Можно ли надеяться, что Майронис его дождался? Хотелось бы в это верить.
Сквозь уличный шум, доносящийся из распахнутого окна, сквозь трамвайные звонки с бульвара, собачий лай и шарканье дворницкой метлы он услышал звук поворачивающегося в замке ключа. Должно быть, Марина пришла со своей не то выставки, не то ярмарки, -- она объясняла перед уходом, а он не понял и не стал вникать. Бывает, что человеку нужно выгулять собственное литературное реноме. У нее там поклонницы, поклонники, издатели и еще бог знает кто. А тут надоевшая до чертиков квартира, уборка, вечный «мартен» из плиты и пишущей машинки, и дражайший супруг – сидит сычом, глянуть страшно, не то что заговорить.
Но эта самая не то выставка, не то ярмарка началась что ли в полдень, а сейчас уже дело к вечеру. А он даже забыл, что уже можно начинать волноваться. Скотина бесчувственная. Сейчас достанется ему на орехи.
-- Марина?
Она сидела в прихожей на пуфике, бессильно уронив между колен руки, и даже сквозь оранжевый теплый свет лампы под потолком была видна неестественная бледность, заливающая ее лоб и щеки.

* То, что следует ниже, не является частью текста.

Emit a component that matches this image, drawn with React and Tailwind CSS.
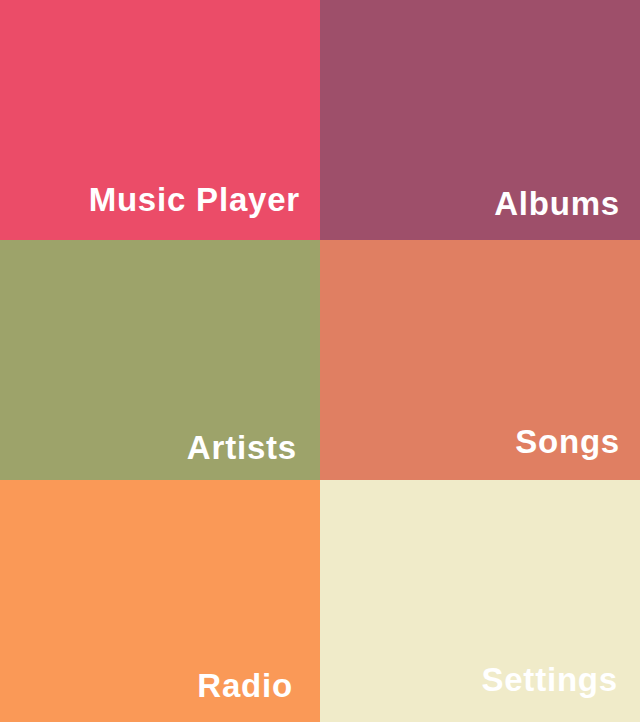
const TILES = [
  { label: 'Music Player', bg: 'bg-[#eb4c68]', pad: 'pr-[20px] pb-[24px]' },
  { label: 'Albums', bg: 'bg-[#9e4f6a]', pad: 'pr-[20px] pb-[20px]' },
  { label: 'Artists', bg: 'bg-[#9da36a]', pad: 'pr-[23px] pb-[16px]' },
  { label: 'Songs', bg: 'bg-[#e07f62]', pad: 'pr-[20px] pb-[22px]' },
  { label: 'Radio', bg: 'bg-[#fa9957]', pad: 'pr-[27px] pb-[20px]' },
  { label: 'Settings', bg: 'bg-[#f0ebc9]', pad: 'pr-[22px] pb-[26px]' },
];

export default function App() {
  return (
    <div className="grid h-screen w-full grid-cols-2 grid-rows-[240px_240px_1fr] font-['Liberation_Sans',Arial,sans-serif]">
      {TILES.map(t => (
        <div key={t.label} className={`flex items-end justify-end ${t.bg} ${t.pad}`}>
          <span className="text-[33px] font-bold leading-none tracking-[0.8px] text-white">{t.label}</span>
        </div>
      ))}
    </div>
  );
}
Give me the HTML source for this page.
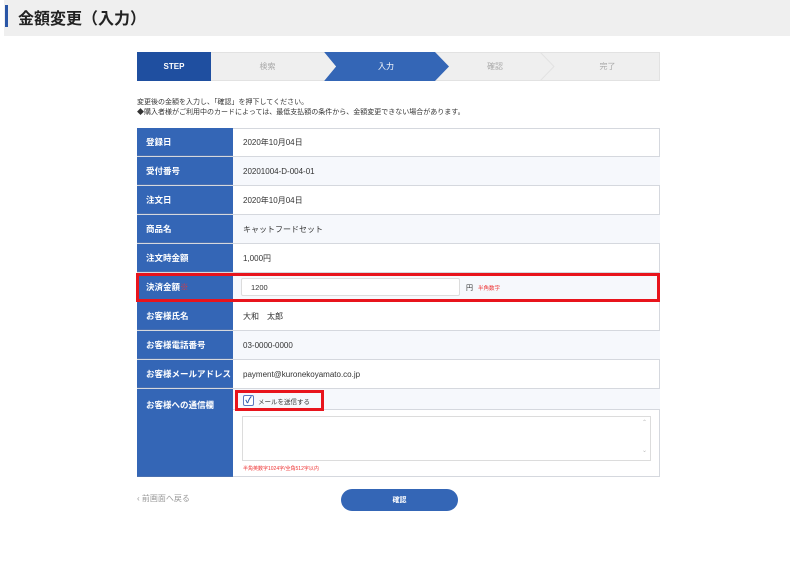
<!DOCTYPE html>
<html><head><meta charset="utf-8"><style>
*{box-sizing:border-box;margin:0;padding:0}
body{width:790px;height:561px;background:#fff;font-family:"Liberation Sans","Noto Sans CJK JP",sans-serif;position:relative;overflow:hidden;color:#333}
.a{position:absolute}
.hdr{left:4px;top:0;width:786px;height:36px;background:#efefef}
.bar{left:5px;top:5px;width:3px;height:22px;background:#2a56a6}
.ttl{left:18px;top:5px;font-size:16px;font-weight:bold;color:#222}
.step{top:52px;height:29px;display:flex;align-items:center;justify-content:center;font-size:8px}
.row{left:137px;width:523px;border-bottom:1px solid #d5d8de}
.lab{position:absolute;left:0;top:0;width:96px;height:100%;background:#3466b6;color:#fff;font-size:8.5px;font-weight:bold;padding-left:9px;display:flex;align-items:center;border-bottom:1px solid #4a70b0}
.val{position:absolute;left:106px;top:0;height:100%;display:flex;align-items:center;font-size:8px;color:#333}
</style></head><body>
<div class="a hdr"></div><div class="a bar"></div>
<div class="a ttl">金額変更（入力）</div>

<div class="a" style="left:137px;top:52px;width:523px;height:29px;background:#efefef;border:1px solid #e2e2e2"></div>
<div class="a step" style="left:137px;width:74px;background:#1f4fa0;color:#fff;font-weight:bold">STEP</div>
<div class="a step" style="left:211px;width:113px;color:#aaa">検索</div>
<svg class="a" style="left:324px;top:52px" width="126" height="29"><polygon points="0,0 111,0 125,14.5 111,29 0,29 12,14.5" fill="#3466b6"/><polygon points="0,0 12,14.5 0,29" fill="#efefef"/></svg>
<div class="a step" style="left:336px;width:100px;color:#fff">入力</div>
<div class="a step" style="left:440px;width:110px;color:#aaa">確認</div>
<svg class="a" style="left:540px;top:52px" width="16" height="29"><polyline points="0,0 14,14.5 0,29" fill="none" stroke="#e2e2e2"/></svg>
<div class="a step" style="left:555px;width:105px;color:#aaa">完了</div>

<div class="a" style="left:137px;top:98px;font-size:7px;line-height:10px;color:#333">変更後の金額を入力し、「確認」を押下してください。<br>◆購入者様がご利用中のカードによっては、最低支払額の条件から、金額変更できない場合があります。</div>

<div class="a" style="left:137px;top:128px;width:523px;height:349px;border:1px solid #d5d8de"></div>
<div class="a row" style="top:128px;height:29px"><div class="lab">登録日</div><div class="val">2020年10月04日</div></div>
<div class="a row" style="top:157px;height:29px;background:#f6f8fc"><div class="lab">受付番号</div><div class="val">20201004-D-004-01</div></div>
<div class="a row" style="top:186px;height:29px"><div class="lab">注文日</div><div class="val">2020年10月04日</div></div>
<div class="a row" style="top:215px;height:29px;background:#f6f8fc"><div class="lab">商品名</div><div class="val">キャットフードセット</div></div>
<div class="a row" style="top:244px;height:29px"><div class="lab">注文時金額</div><div class="val">1,000円</div></div>
<div class="a row" style="top:273px;height:29px;background:#f6f8fc"><div class="lab">決済金額<span style="color:#e33">※</span></div>
 <div class="a" style="left:104px;top:5px;width:219px;height:18px;background:#fff;border:1px solid #dcdcdc;border-radius:2px;font-size:7.5px;padding:4px 0 0 9px">1200</div>
 <div class="a" style="left:329px;top:10px;font-size:7px">円</div>
 <div class="a" style="left:341px;top:11px;font-size:5.5px;color:#e33">半角数字</div></div>
<div class="a" style="left:136px;top:273px;width:524px;height:29px;border:3px solid #e8141c"></div>
<div class="a row" style="top:302px;height:29px"><div class="lab">お客様氏名</div><div class="val">大和　太郎</div></div>
<div class="a row" style="top:331px;height:29px;background:#f6f8fc"><div class="lab">お客様電話番号</div><div class="val">03-0000-0000</div></div>
<div class="a row" style="top:360px;height:29px"><div class="lab">お客様メールアドレス</div><div class="val">payment@kuronekoyamato.co.jp</div></div>
<div class="a row" style="top:389px;height:88px;border-bottom:none"><div class="lab" style="align-items:flex-start;padding-top:10px">お客様への通信欄</div>
 <div class="a" style="left:96px;top:0;width:427px;height:21px;background:#f6f8fc;border-bottom:1px solid #d5d8de"></div>
 <div class="a" style="left:106px;top:6px;width:11px;height:11px;border:1px solid #5a78c0;border-radius:2px;background:#fff;font-size:9px;line-height:9px;color:#2a56a6;text-align:center;font-weight:bold">✓</div>
 <div class="a" style="left:121px;top:7px;font-size:6.5px">メールを送信する</div>
 <div class="a" style="left:105px;top:27px;width:409px;height:45px;border:1px solid #dcdcdc;background:#fff"></div>
 <div class="a" style="left:505px;top:30px;font-size:6px;color:#bbb">⌃</div>
 <div class="a" style="left:505px;top:58px;font-size:6px;color:#bbb">⌄</div>
 <div class="a" style="left:106px;top:76px;font-size:5px;color:#e33">半角英数字1024字/全角512字以内</div></div>
<div class="a" style="left:235px;top:390px;width:89px;height:21px;border:3px solid #e8141c"></div>

<div class="a" style="left:137px;top:493px;font-size:8px;color:#999">‹ 前画面へ戻る</div>
<div class="a" style="left:341px;top:489px;width:117px;height:22px;background:#3466b6;border-radius:11px;color:#fff;font-size:7px;font-weight:bold;display:flex;align-items:center;justify-content:center">確認</div>
</body></html>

-- Тебе нехорошо? Воды принести?
-- Ковальский, иди к черту, -- проговорила мона Пестель устало. – Обойдусь я без твоего дешевого сочувствия.
-- Как скажешь.
Марина безразлично пожала плечом. Так и тянуло выдавить из себя какую-нибудь гадость, затеять омерзительную базарную склоку – в конце концов, женщина она или где?! – но даже и на это не было сил. Она даже и не подозревала, как устала – не от прогулки по городу, а вообще.
За все эти годы.
За все эти годы, черт подери, может она получить хоть сколько-то обычного человеческого сочувствия. Без выкрутасов, без этого сложного лица, без словесной пикировки. Честное слово, хуже нет, чем два литератора на одной жилплощади. Пауки в банке, должно быть, и то куда искреннее друг с другом.
Зашуршала бумага. Марина подняла глаза.
-- Письмо?
-- По всей видимости, мне придется уехать, -- сказал он осторожно, не представляя, как она к этому отнесется.
-- И это, конечно же, важно и срочно.
-- Важно и срочно. И боюсь, что уже поздно. Это письмо шло почти год, представляешь?
-- Нет, -- сказала она. Сбросила с ног опостылевшие туфли; стукнули, ударяясь об пол, каблуки. Мигнула под потолком лампочка, на секунду озаряя коридор ярко-белым, мертвенным светом. Пошатываясь, Марина поднялась с пуфика, взмахнула руками, будто пытаясь взлететь – а потом неловко, боком, сползла по стене на пол.